**** SUPPLIED RECORDS ****

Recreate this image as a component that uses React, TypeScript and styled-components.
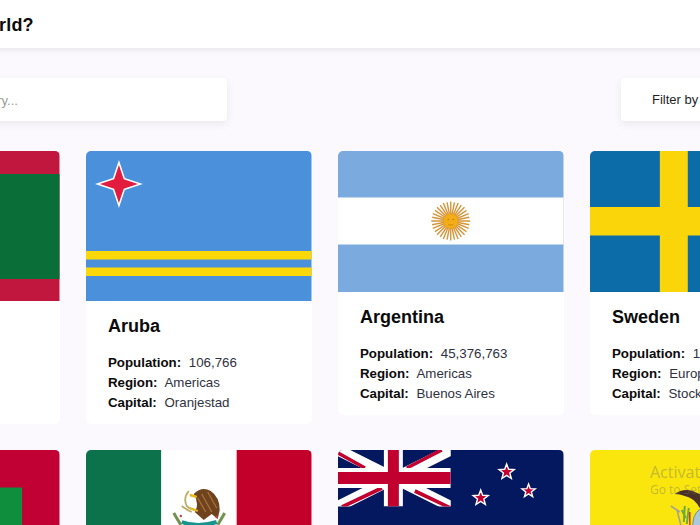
import React from "react";
import styled, { createGlobalStyle } from "styled-components";

const GlobalStyle = createGlobalStyle`
  html, body {
    margin: 0;
    padding: 0;
    height: 100%;
    overflow: hidden;
    background: #fbf9fd;
    font-family: "Liberation Sans", Arial, sans-serif;
  }
`;

const Viewport = styled.div`
  width: 700px;
  height: 525px;
  overflow: hidden;
  position: relative;
  background: #fbf9fd;
`;

const Page = styled.div`
  width: 1200px;
  margin-left: -166px;
`;

const Header = styled.header`
  height: 48px;
  background: #fff;
  box-shadow: 0 2px 6px rgba(0, 0, 0, 0.08);
  display: flex;
  align-items: center;
  padding: 2px 0 0 24px;
  box-sizing: border-box;
`;

const Title = styled.h1`
  margin: 0;
  font-size: 18px;
  font-weight: 700;
  letter-spacing: 0.2px;
  color: #0b0b0b;
  white-space: nowrap;
`;

const Toolbar = styled.div`
  display: flex;
  margin-top: 30px;
  height: 43px;
`;

const Search = styled.div`
  width: 393px;
  background: #fff;
  border-radius: 4px;
  box-shadow: 0 3px 8px rgba(0, 0, 0, 0.07);
  display: flex;
  align-items: center;
  padding: 2px 0 0 57px;
  box-sizing: border-box;
  font-size: 13px;
  color: #9a9a9a;
  white-space: nowrap;
`;

const Filter = styled.div`
  margin-left: 394px;
  width: 160px;
  background: #fff;
  border-radius: 4px;
  box-shadow: 0 3px 8px rgba(0, 0, 0, 0.07);
  display: flex;
  align-items: center;
  padding-left: 31px;
  box-sizing: border-box;
  font-size: 13px;
  color: #1f1f28;
  white-space: nowrap;
`;

const Grid = styled.div`
  display: grid;
  grid-template-columns: repeat(4, 225.5px);
  column-gap: 26.5px;
  row-gap: 26px;
  margin-top: 30px;
  align-items: start;
`;

const Card = styled.article`
  background: #fff;
  border-radius: 5px;
  overflow: hidden;
`;

const FlagBox = styled.svg.attrs({ preserveAspectRatio: "none" })`
  display: block;
  width: 100%;
`;

const Body = styled.div`
  padding: 14px 22px 11px;
`;

const Name = styled.h2`
  margin: 0 0 16px;
  font-size: 18px;
  line-height: 22px;
  font-weight: 700;
  color: #0b0b0b;
`;

const Stat = styled.div`
  font-size: 13.3px;
  line-height: 20px;
  color: #2f3140;
  white-space: nowrap;
`;

const StatLabel = styled.b`
  color: #0b0b0b;
  margin-right: 4px;
`;

const Watermark = styled.div`
  position: absolute;
  left: 650px;
  top: 463px;
  color: rgba(110, 110, 110, 0.4);
  font-family: "Open Sans", sans-serif;
  white-space: nowrap;
`;

const WatermarkTitle = styled.div`
  font-size: 16px;
  line-height: 19px;
`;

const WatermarkSub = styled.div`
  font-size: 12px;
  line-height: 16px;
`;

const Transnistria = () => (
  <FlagBox viewBox="0 0 226 150" height="150">
    <rect width="226" height="150" fill="#c1163d" />
    <rect y="23" width="226" height="105" fill="#0a6e38" />
  </FlagBox>
);

const Aruba = () => (
  <FlagBox viewBox="0 0 226 150" height="150">
    <rect width="226" height="150" fill="#4a90db" />
    <rect y="100" width="226" height="8.5" fill="#fdd809" />
    <rect y="116.5" width="226" height="8.5" fill="#fdd809" />
    <path d="M33 9 L39 27 L57 33 L39 39 L33 57 L27 39 L9 33 L27 27 Z" fill="#fff" />
    <path d="M33 14 L37.8 28.2 L52 33 L37.8 37.8 L33 52 L28.2 37.8 L14 33 L28.2 28.2 Z" fill="#e31b3f" />
  </FlagBox>
);

const sunRays = Array.from({ length: 32 }, (_, i) => (i * 360) / 32);

const Argentina = () => (
  <FlagBox viewBox="0 0 226 141" height="141">
    <rect width="226" height="141" fill="#7babde" />
    <rect y="46.5" width="226" height="47" fill="#fff" />
    {sunRays.map((a, i) => (
      <line
        key={a}
        x1="113"
        y1="70"
        x2="113"
        y2={i % 2 ? 51 : 50.5}
        stroke="#d6953a"
        strokeWidth="1.4"
        transform={`rotate(${a} 113 70)`}
      />
    ))}
    <circle cx="113" cy="70" r="7.5" fill="#f3ae17" stroke="#e09a1a" strokeWidth="0.6" />
    <circle cx="110.5" cy="68.5" r="0.8" fill="#b9791a" />
    <circle cx="115.5" cy="68.5" r="0.8" fill="#b9791a" />
    <path d="M110.5 73.5 Q113 75 115.5 73.5" stroke="#b9791a" strokeWidth="0.7" fill="none" />
  </FlagBox>
);

const Sweden = () => (
  <FlagBox viewBox="0 0 226 141" height="141">
    <rect width="226" height="141" fill="#0b6ca8" />
    <rect x="70" width="28" height="141" fill="#fad50a" />
    <rect y="56" width="226" height="28.5" fill="#fad50a" />
  </FlagBox>
);

const Maldives = () => (
  <FlagBox viewBox="0 0 226 150" height="150">
    <rect width="226" height="150" fill="#c10034" />
    <rect x="37.5" y="37.5" width="151" height="75" fill="#0f8f3e" />
  </FlagBox>
);

const Mexico = () => (
  <FlagBox viewBox="0 0 226 130" height="130">
    <rect width="75.5" height="130" fill="#0b724b" />
    <rect x="75.5" width="75.5" height="130" fill="#fff" />
    <rect x="151" width="75" height="130" fill="#c30029" />
    <path d="M108 44 Q116 36 125 41 Q134 47 134 60 L132 69 L126 64 L118 70 L109 62 Q114 54 108 44 Z" fill="#6f431d" />
    <path d="M116 44 L126 62 M122 42 L131 58 M112 48 L120 62" stroke="#a9713a" strokeWidth="1.3" />
    <path d="M103 41 Q97 48 101 56 Q105 60 110 60 M96 56 Q101 60 106 62" stroke="#b9ad6a" strokeWidth="1.8" fill="none" />
    <path d="M104 45 L111 47" stroke="#e8b81c" strokeWidth="2.4" />
    <path d="M104 58 L112 61" stroke="#e8b81c" strokeWidth="2" />
    <path d="M88 63 L92 70 M91 68 L95 75" stroke="#72934f" strokeWidth="3" fill="none" />
    <path d="M139 63 L135 70 M136 68 L132 75" stroke="#72934f" strokeWidth="3" fill="none" />
    <path d="M96 72 Q112 78 131 72" stroke="#19938e" strokeWidth="4" fill="none" />
    <circle cx="95" cy="66" r="1.2" fill="#c6394a" />
    <circle cx="131" cy="67" r="1.2" fill="#c6394a" />
  </FlagBox>
);

const nzStars = [
  [169, 22, 8],
  [143, 48, 8],
  [191, 41, 7],
];

const starPoints = (cx: number, cy: number, r: number) =>
  Array.from({ length: 10 }, (_, i) => {
    const rad = i % 2 ? r * 0.42 : r;
    const a = (i * Math.PI) / 5 - Math.PI / 2;
    return `${cx + rad * Math.cos(a)},${cy + rad * Math.sin(a)}`;
  }).join(" ");

const NewZealand = () => (
  <FlagBox viewBox="0 0 226 113" height="113">
    <rect width="226" height="113" fill="#03185f" />
    <svg width="113" height="56.5" viewBox="0 0 113 56.5">
      <path d="M0 0 L113 56.5 M113 0 L0 56.5" stroke="#fff" strokeWidth="11" />
      <path d="M0 3 L27 18 M69 18 L104 0 M4 57 L44 38 M77 41 L113 58" stroke="#c2002f" strokeWidth="3.6" />
      <rect x="46" width="19" height="56.5" fill="#fff" />
      <rect y="18" width="113" height="20" fill="#fff" />
      <rect x="50" width="11" height="56.5" fill="#c2002f" />
      <rect y="22" width="113" height="12" fill="#c2002f" />
    </svg>
    {nzStars.map(([cx, cy, r]) => (
      <polygon key={cx} points={starPoints(cx, cy, r)} fill="#c2002f" stroke="#fff" strokeWidth="1.4" />
    ))}
  </FlagBox>
);

const Ecuador = () => (
  <FlagBox viewBox="0 0 226 150" height="150">
    <rect width="226" height="150" fill="#fae60c" />
    <path d="M85 44 Q93 38 103 41 L112 45 L116 56 L112 62 Q106 48 95 46 Q90 44 85 44 Z" fill="#4a3128" />
    <path d="M87 59 L91 75 M81 56 L90 62" stroke="#a9a196" strokeWidth="1.6" />
    <path d="M95 56 L94 72 M99 58 L97 74 M92 60 L96 68" stroke="#6fa83f" strokeWidth="2" />
    <path d="M100 62 L100 75" stroke="#c9403a" strokeWidth="1.6" />
    <ellipse cx="115" cy="74" rx="12" ry="16" fill="#a9c9dc" stroke="#7a8a8a" strokeWidth="1" />
  </FlagBox>
);

type Country = {
  name: string;
  population: string;
  region: string;
  capital: string;
  flag: React.ReactNode;
};

const countries: Country[] = [
  { name: "Transnistria", population: "475,373", region: "Europe", capital: "Tiraspol", flag: <Transnistria /> },
  { name: "Aruba", population: "106,766", region: "Americas", capital: "Oranjestad", flag: <Aruba /> },
  { name: "Argentina", population: "45,376,763", region: "Americas", capital: "Buenos Aires", flag: <Argentina /> },
  { name: "Sweden", population: "10,353,442", region: "Europe", capital: "Stockholm", flag: <Sweden /> },
  { name: "Maldives", population: "540,542", region: "Asia", capital: "Malé", flag: <Maldives /> },
  { name: "Mexico", population: "128,932,753", region: "Americas", capital: "Mexico City", flag: <Mexico /> },
  { name: "New Zealand", population: "5,084,300", region: "Oceania", capital: "Wellington", flag: <NewZealand /> },
  { name: "Ecuador", population: "17,643,060", region: "Americas", capital: "Quito", flag: <Ecuador /> },
];

const App: React.FC = () => (
  <Viewport>
    <GlobalStyle />
    <Page>
      <Header>
        <Title>Where in the world?</Title>
      </Header>
      <Toolbar>
        <Search>Search for a country...</Search>
        <Filter>Filter by Region</Filter>
      </Toolbar>
      <Grid>
        {countries.map((c) => (
          <Card key={c.name}>
            {c.flag}
            <Body>
              <Name>{c.name}</Name>
              <Stat>
                <StatLabel>Population:</StatLabel> {c.population}
              </Stat>
              <Stat>
                <StatLabel>Region:</StatLabel> {c.region}
              </Stat>
              <Stat>
                <StatLabel>Capital:</StatLabel> {c.capital}
              </Stat>
            </Body>
          </Card>
        ))}
      </Grid>
    </Page>
    <Watermark>
      <WatermarkTitle>Activate Windows</WatermarkTitle>
      <WatermarkSub>Go to Settings to activate Windows.</WatermarkSub>
    </Watermark>
  </Viewport>
);

export default App;
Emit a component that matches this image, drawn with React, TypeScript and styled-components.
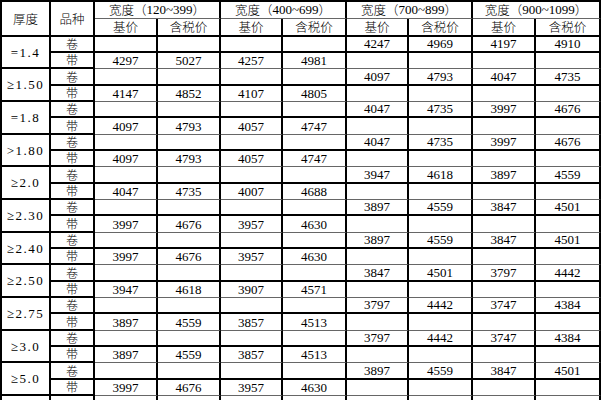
import styled, { createGlobalStyle } from 'styled-components';

const GlobalStyle = createGlobalStyle`
  html, body {
    margin: 0;
    padding: 0;
    background: #fff;
  }
  body {
    overflow: hidden;
  }
`;

const colWidths = [49, 44, 63, 63, 62, 64, 62, 64, 63, 65];
// 11 groups of 卷/带 plus one partial group below the fold
const bodyRows = Array.from({ length: 24 }, (_, i) => (i % 3 === 2 ? 17 : 16));

type Line = 'thick' | 'thin';

const Sheet = styled.div`
  display: grid;
  grid-template-columns: ${colWidths.map((w) => `${w}px`).join(' ')};
  grid-template-rows: 17px 18px ${bodyRows.map((h) => `${h}px`).join(' ')};
  width: 601px;
  height: 400px;
  overflow: hidden;
  box-sizing: border-box;
  border-left: 2px solid #000;
  border-top: 2px solid #000;
  font-family: "Liberation Serif", "Noto Sans CJK SC", serif;
  font-size: 13px;
  color: #000;
`;

const Cell = styled.div<{ $bottom?: Line; $rows?: number; $cols?: number }>`
  box-sizing: border-box;
  min-height: 0;
  display: flex;
  align-items: center;
  justify-content: center;
  border-right: 2px solid #000;
  border-bottom: ${(p) => (p.$bottom === 'thin' ? '1px solid #666' : '2px solid #000')};
  white-space: nowrap;
  line-height: 13px;
  grid-row: span ${(p) => p.$rows ?? 1};
  grid-column: span ${(p) => p.$cols ?? 1};
`;

const HeadCell = styled(Cell)`
  font-family: "Noto Sans CJK SC", sans-serif;
  font-weight: 300;
  font-size: 12.5px;
  line-height: 12px;
`;

const RangeText = styled.span`
  font-family: "Liberation Serif", "Noto Sans CJK SC", serif;
  font-weight: 400;
  font-size: 13px;
`;

const Thickness = styled(Cell)`
  letter-spacing: 1.5px;
`;

const Kind = styled(Cell)`
  font-family: "Noto Sans CJK SC", sans-serif;
  font-weight: 300;
  font-size: 12px;
  line-height: 12px;
`;

const Price = styled(Cell)`
  align-items: flex-end;
  padding-bottom: 1px;
`;

type Group = { label: string; left: string[]; right: string[] };

const groups: Group[] = [
  { label: '=1.4', left: ['4297', '5027', '4257', '4981'], right: ['4247', '4969', '4197', '4910'] },
  { label: '≥1.50', left: ['4147', '4852', '4107', '4805'], right: ['4097', '4793', '4047', '4735'] },
  { label: '=1.8', left: ['4097', '4793', '4057', '4747'], right: ['4047', '4735', '3997', '4676'] },
  { label: '>1.80', left: ['4097', '4793', '4057', '4747'], right: ['4047', '4735', '3997', '4676'] },
  { label: '≥2.0', left: ['4047', '4735', '4007', '4688'], right: ['3947', '4618', '3897', '4559'] },
  { label: '≥2.30', left: ['3997', '4676', '3957', '4630'], right: ['3897', '4559', '3847', '4501'] },
  { label: '≥2.40', left: ['3997', '4676', '3957', '4630'], right: ['3897', '4559', '3847', '4501'] },
  { label: '≥2.50', left: ['3947', '4618', '3907', '4571'], right: ['3847', '4501', '3797', '4442'] },
  { label: '≥2.75', left: ['3897', '4559', '3857', '4513'], right: ['3797', '4442', '3747', '4384'] },
  { label: '≥3.0', left: ['3897', '4559', '3857', '4513'], right: ['3797', '4442', '3747', '4384'] },
  { label: '≥5.0', left: ['3997', '4676', '3957', '4630'], right: ['3897', '4559', '3847', '4501'] },
  { label: '', left: ['', '', '', ''], right: ['', '', '', ''] },
];

const ranges = ['120~399', '400~699', '700~899', '900~1099'];
const empty = ['', '', '', ''];

export default function App() {
  return (
    <>
      <GlobalStyle />
      <Sheet>
        <HeadCell $rows={2}>厚度</HeadCell>
        <HeadCell $rows={2}>品种</HeadCell>
        {ranges.map((r) => (
          <HeadCell key={r} $cols={2} $bottom="thin">
            宽度（<RangeText>{r}</RangeText>）
          </HeadCell>
        ))}
        {ranges.map((r) => [
          <HeadCell key={r + 'a'}>基价</HeadCell>,
          <HeadCell key={r + 'b'}>含税价</HeadCell>,
        ])}

        {groups.map((g, gi) => [
          <Thickness key={gi + 't'} $rows={2}>
            {g.label}
          </Thickness>,
          <Kind key={gi + 'k1'}>{g.label ? '卷' : ''}</Kind>,
          ...empty.map((_, i) => <Price key={gi + 'l1' + i} />),
          ...g.right.map((v, i) => <Price key={gi + 'r1' + i}>{v}</Price>),
          <Kind key={gi + 'k2'}>{g.label ? '带' : ''}</Kind>,
          ...g.left.map((v, i) => (
            <Price key={gi + 'l2' + i} $bottom="thin">
              {v}
            </Price>
          )),
          ...empty.map((_, i) => <Price key={gi + 'r2' + i} $bottom="thin" />),
        ])}
      </Sheet>
    </>
  );
}
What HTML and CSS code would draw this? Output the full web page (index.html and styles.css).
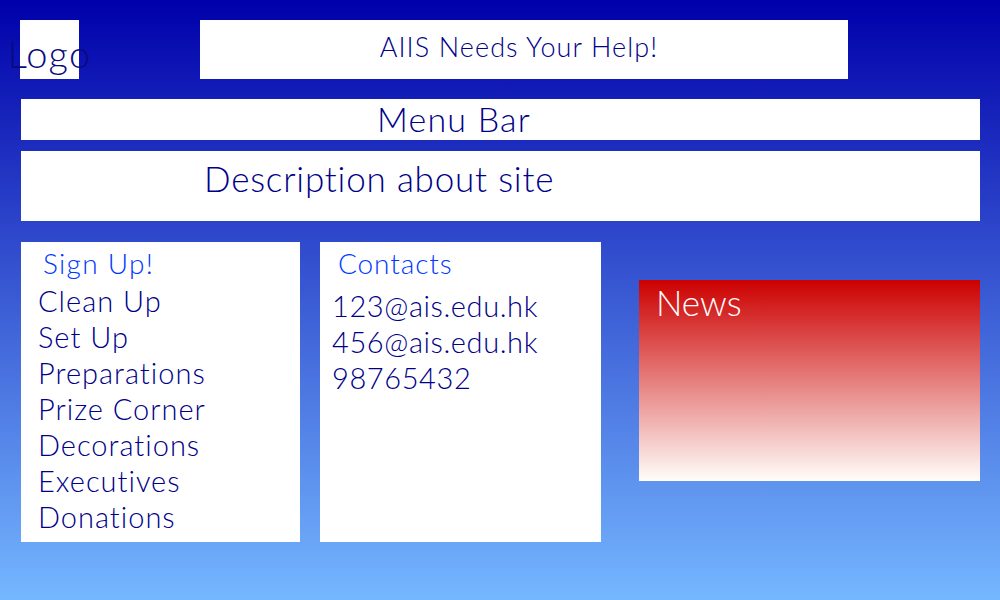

****

TASK TO CARRY OUT:
Check all the records above and select each line where the string "components" is found.

RESPONSE TO THIS TASK:
Recreate this image as a component that uses React, TypeScript and styled-components.
import styled, { createGlobalStyle } from "styled-components";
Emit a component that matches this image, drawn with React, TypeScript and styled-components.
import styled, { createGlobalStyle } from 'styled-components';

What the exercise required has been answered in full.